* Requirements: Each line below should be reproduced without any alteration.

* Data:
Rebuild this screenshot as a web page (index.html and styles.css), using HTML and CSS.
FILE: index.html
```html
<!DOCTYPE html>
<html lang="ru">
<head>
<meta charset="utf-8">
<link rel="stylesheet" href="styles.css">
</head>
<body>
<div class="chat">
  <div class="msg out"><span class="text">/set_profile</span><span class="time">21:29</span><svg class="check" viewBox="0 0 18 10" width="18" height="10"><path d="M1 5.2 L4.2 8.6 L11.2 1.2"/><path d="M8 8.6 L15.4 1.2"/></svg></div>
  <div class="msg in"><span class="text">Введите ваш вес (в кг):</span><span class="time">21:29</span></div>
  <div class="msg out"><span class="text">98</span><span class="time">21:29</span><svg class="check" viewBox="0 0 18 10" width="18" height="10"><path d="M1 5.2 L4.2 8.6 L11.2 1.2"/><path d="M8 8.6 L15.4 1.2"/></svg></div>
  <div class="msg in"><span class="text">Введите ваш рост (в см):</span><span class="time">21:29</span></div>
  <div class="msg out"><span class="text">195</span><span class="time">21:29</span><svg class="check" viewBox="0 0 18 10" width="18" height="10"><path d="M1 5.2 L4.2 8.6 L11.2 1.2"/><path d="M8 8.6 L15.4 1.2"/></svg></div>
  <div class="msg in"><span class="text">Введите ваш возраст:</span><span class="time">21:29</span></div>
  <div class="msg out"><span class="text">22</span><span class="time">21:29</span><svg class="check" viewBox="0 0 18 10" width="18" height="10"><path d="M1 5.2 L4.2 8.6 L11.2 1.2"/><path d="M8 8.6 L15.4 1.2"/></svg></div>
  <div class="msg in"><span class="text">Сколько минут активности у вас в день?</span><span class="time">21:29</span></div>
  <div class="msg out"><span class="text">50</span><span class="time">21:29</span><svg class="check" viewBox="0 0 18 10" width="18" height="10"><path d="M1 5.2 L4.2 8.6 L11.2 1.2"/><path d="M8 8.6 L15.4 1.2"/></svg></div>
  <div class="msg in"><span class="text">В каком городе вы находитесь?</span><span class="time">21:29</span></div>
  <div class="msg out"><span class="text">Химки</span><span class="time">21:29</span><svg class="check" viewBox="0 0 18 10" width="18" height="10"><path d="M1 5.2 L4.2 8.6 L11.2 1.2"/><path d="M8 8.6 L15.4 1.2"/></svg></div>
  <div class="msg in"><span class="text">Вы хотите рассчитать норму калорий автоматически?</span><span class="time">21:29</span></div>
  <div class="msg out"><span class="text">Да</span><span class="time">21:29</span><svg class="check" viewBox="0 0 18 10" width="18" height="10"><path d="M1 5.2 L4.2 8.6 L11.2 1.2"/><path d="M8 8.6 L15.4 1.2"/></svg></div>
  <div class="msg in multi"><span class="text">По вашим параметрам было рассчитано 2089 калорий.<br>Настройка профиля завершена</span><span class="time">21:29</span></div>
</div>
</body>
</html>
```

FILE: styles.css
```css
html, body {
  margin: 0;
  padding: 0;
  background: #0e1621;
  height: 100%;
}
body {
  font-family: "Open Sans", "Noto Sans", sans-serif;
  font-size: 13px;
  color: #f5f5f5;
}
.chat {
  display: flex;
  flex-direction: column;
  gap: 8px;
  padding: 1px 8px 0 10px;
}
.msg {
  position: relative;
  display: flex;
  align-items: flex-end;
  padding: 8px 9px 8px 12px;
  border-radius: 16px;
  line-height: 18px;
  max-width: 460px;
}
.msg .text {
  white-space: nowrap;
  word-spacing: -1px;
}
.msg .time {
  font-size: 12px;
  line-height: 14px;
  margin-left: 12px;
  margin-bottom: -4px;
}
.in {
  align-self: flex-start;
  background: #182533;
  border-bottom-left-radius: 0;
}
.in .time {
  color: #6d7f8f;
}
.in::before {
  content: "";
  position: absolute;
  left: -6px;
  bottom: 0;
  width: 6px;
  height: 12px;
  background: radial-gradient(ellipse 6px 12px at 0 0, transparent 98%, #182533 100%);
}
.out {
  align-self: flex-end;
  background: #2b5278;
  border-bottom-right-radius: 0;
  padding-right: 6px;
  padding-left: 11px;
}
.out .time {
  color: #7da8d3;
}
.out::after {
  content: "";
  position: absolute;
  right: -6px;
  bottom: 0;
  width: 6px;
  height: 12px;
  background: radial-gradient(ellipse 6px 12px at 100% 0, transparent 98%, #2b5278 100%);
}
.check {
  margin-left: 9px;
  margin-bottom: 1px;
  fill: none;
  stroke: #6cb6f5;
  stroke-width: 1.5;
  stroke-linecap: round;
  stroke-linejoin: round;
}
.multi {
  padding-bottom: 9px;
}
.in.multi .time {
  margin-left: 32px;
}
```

* The answer:
Rebuild this screenshot as a web page (index.html and styles.css), using HTML and CSS.
FILE: index.html
```html
<!DOCTYPE html>
<html lang="ru">
<head>
<meta charset="utf-8">
<link rel="stylesheet" href="styles.css">
</head>
<body>
<div class="chat">
  <div class="msg out"><span class="text">/set_profile</span><span class="time">21:29</span><svg class="check" viewBox="0 0 18 10" width="18" height="10"><path d="M1 5.2 L4.2 8.6 L11.2 1.2"/><path d="M8 8.6 L15.4 1.2"/></svg></div>
  <div class="msg in"><span class="text">Введите ваш вес (в кг):</span><span class="time">21:29</span></div>
  <div class="msg out"><span class="text">98</span><span class="time">21:29</span><svg class="check" viewBox="0 0 18 10" width="18" height="10"><path d="M1 5.2 L4.2 8.6 L11.2 1.2"/><path d="M8 8.6 L15.4 1.2"/></svg></div>
  <div class="msg in"><span class="text">Введите ваш рост (в см):</span><span class="time">21:29</span></div>
  <div class="msg out"><span class="text">195</span><span class="time">21:29</span><svg class="check" viewBox="0 0 18 10" width="18" height="10"><path d="M1 5.2 L4.2 8.6 L11.2 1.2"/><path d="M8 8.6 L15.4 1.2"/></svg></div>
  <div class="msg in"><span class="text">Введите ваш возраст:</span><span class="time">21:29</span></div>
  <div class="msg out"><span class="text">22</span><span class="time">21:29</span><svg class="check" viewBox="0 0 18 10" width="18" height="10"><path d="M1 5.2 L4.2 8.6 L11.2 1.2"/><path d="M8 8.6 L15.4 1.2"/></svg></div>
  <div class="msg in"><span class="text">Сколько минут активности у вас в день?</span><span class="time">21:29</span></div>
  <div class="msg out"><span class="text">50</span><span class="time">21:29</span><svg class="check" viewBox="0 0 18 10" width="18" height="10"><path d="M1 5.2 L4.2 8.6 L11.2 1.2"/><path d="M8 8.6 L15.4 1.2"/></svg></div>
  <div class="msg in"><span class="text">В каком городе вы находитесь?</span><span class="time">21:29</span></div>
  <div class="msg out"><span class="text">Химки</span><span class="time">21:29</span><svg class="check" viewBox="0 0 18 10" width="18" height="10"><path d="M1 5.2 L4.2 8.6 L11.2 1.2"/><path d="M8 8.6 L15.4 1.2"/></svg></div>
  <div class="msg in"><span class="text">Вы хотите рассчитать норму калорий автоматически?</span><span class="time">21:29</span></div>
  <div class="msg out"><span class="text">Да</span><span class="time">21:29</span><svg class="check" viewBox="0 0 18 10" width="18" height="10"><path d="M1 5.2 L4.2 8.6 L11.2 1.2"/><path d="M8 8.6 L15.4 1.2"/></svg></div>
  <div class="msg in multi"><span class="text">По вашим параметрам было рассчитано 2089 калорий.<br>Настройка профиля завершена</span><span class="time">21:29</span></div>
</div>
</body>
</html>
```

FILE: styles.css
```css
html, body {
  margin: 0;
  padding: 0;
  background: #0e1621;
  height: 100%;
}
body {
  font-family: "Open Sans", "Noto Sans", sans-serif;
  font-size: 13px;
  color: #f5f5f5;
}
.chat {
  display: flex;
  flex-direction: column;
  gap: 8px;
  padding: 1px 8px 0 10px;
}
.msg {
  position: relative;
  display: flex;
  align-items: flex-end;
  padding: 8px 9px 8px 12px;
  border-radius: 16px;
  line-height: 18px;
  max-width: 460px;
}
.msg .text {
  white-space: nowrap;
  word-spacing: -1px;
}
.msg .time {
  font-size: 12px;
  line-height: 14px;
  margin-left: 12px;
  margin-bottom: -4px;
}
.in {
  align-self: flex-start;
  background: #182533;
  border-bottom-left-radius: 0;
}
.in .time {
  color: #6d7f8f;
}
.in::before {
  content: "";
  position: absolute;
  left: -6px;
  bottom: 0;
  width: 6px;
  height: 12px;
  background: radial-gradient(ellipse 6px 12px at 0 0, transparent 98%, #182533 100%);
}
.out {
  align-self: flex-end;
  background: #2b5278;
  border-bottom-right-radius: 0;
  padding-right: 6px;
  padding-left: 11px;
}
.out .time {
  color: #7da8d3;
}
.out::after {
  content: "";
  position: absolute;
  right: -6px;
  bottom: 0;
  width: 6px;
  height: 12px;
  background: radial-gradient(ellipse 6px 12px at 100% 0, transparent 98%, #2b5278 100%);
}
.check {
  margin-left: 9px;
  margin-bottom: 1px;
  fill: none;
  stroke: #6cb6f5;
  stroke-width: 1.5;
  stroke-linecap: round;
  stroke-linejoin: round;
}
.multi {
  padding-bottom: 9px;
}
.in.multi .time {
  margin-left: 32px;
}
```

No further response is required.